The Winter People by Jennifer McMahon is set in a Vermont town of "strange disappearances and old legends." Key to the plot is a mysterious structure known as the Devil's Hand. ("The Devil's Hand, people called it, the ledge of rock that stuck up out of the ground like a giant hand, fingers rising from the earth. Haunted land, people said. A place where monsters dwelled." p. 21)
I wanted to like this book more than I did. It is very readable, but I was put off by some plot points meant to confuse the issue that were never explained to my satisfaction. The text is nicely atmospheric and the mystery imaginative. There are some nice character touches; I particularly liked Katherine and her dioramas.
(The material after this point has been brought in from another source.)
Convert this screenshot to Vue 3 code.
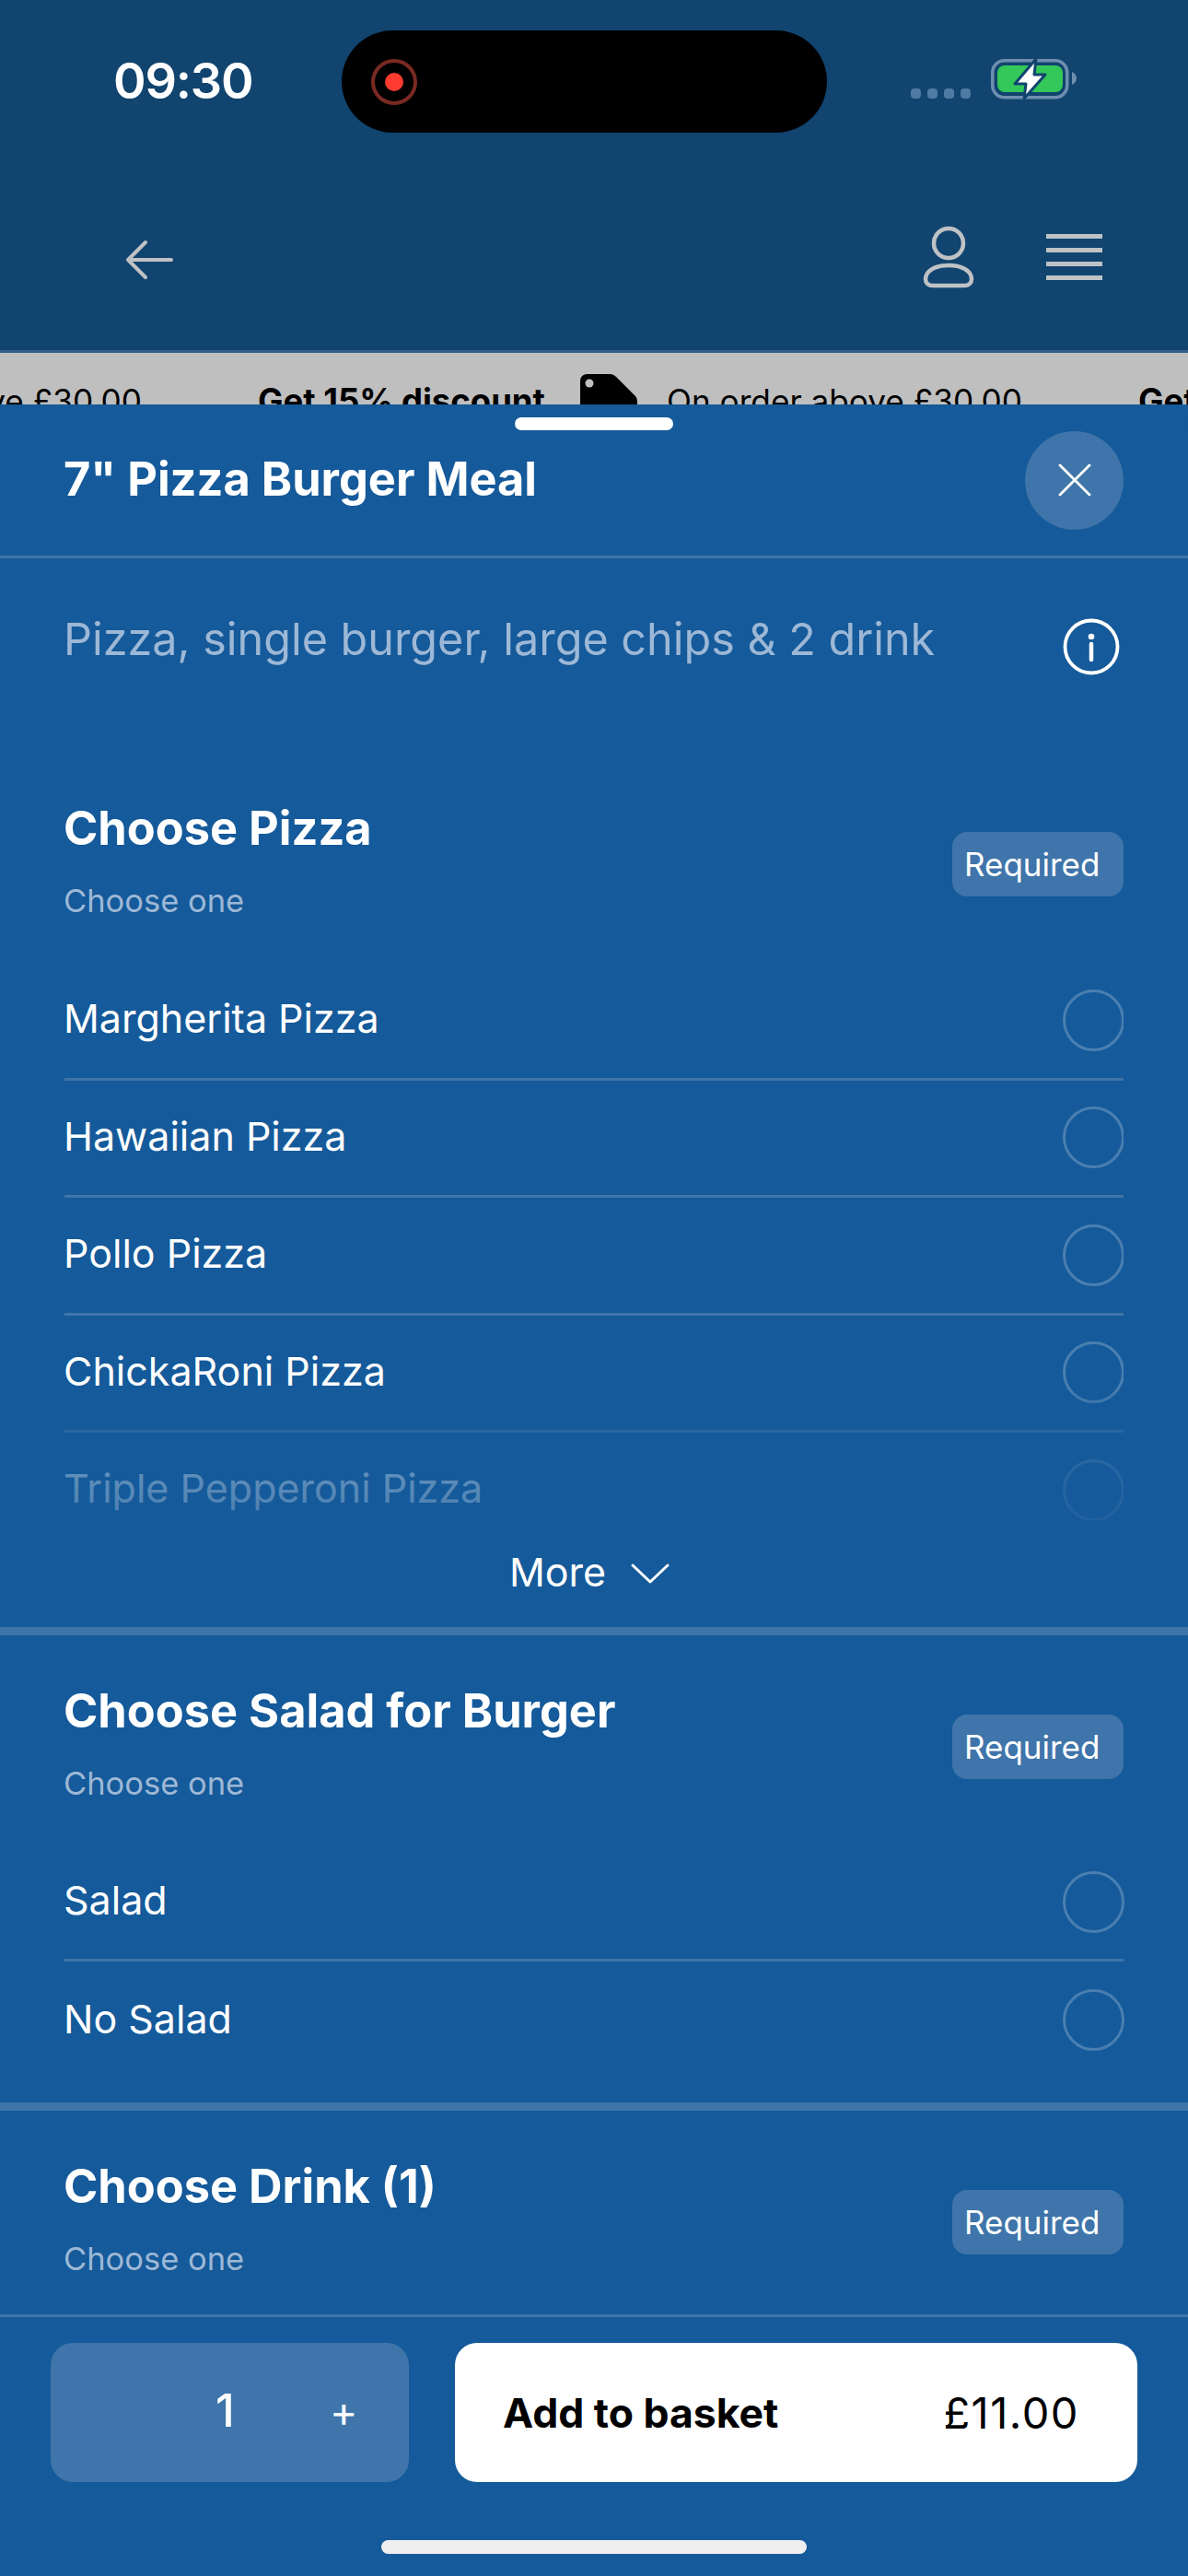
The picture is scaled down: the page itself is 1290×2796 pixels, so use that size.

The book contains chapters from a secret diary written in 1908 by Sara (as edited by the author's niece years later and which is known to be missing key pages), chapters narrated in the third person with Sara's husband as the central figure, and chapters narrated by their small daughter Gertie. The 1908 sections alternate with sections set in the present day that are told in the third person about Ruthie, a teenager who lives on the same property as the family from 1908, and Katherine, a recent widow who discovers her husband was killed in a car crash after visiting that property. There are also chapters narrated by Sara in the first person and a letter written in 1886. All of the point of view changing was a little off putting. I wouldn't have minded so much if the diary sections were the only ones told in first person, or even if all of Sara's sections were the only ones told in first person. Also, the framework of an editor of a secret diary didn't really work for me, since the whole book was not told in diary format.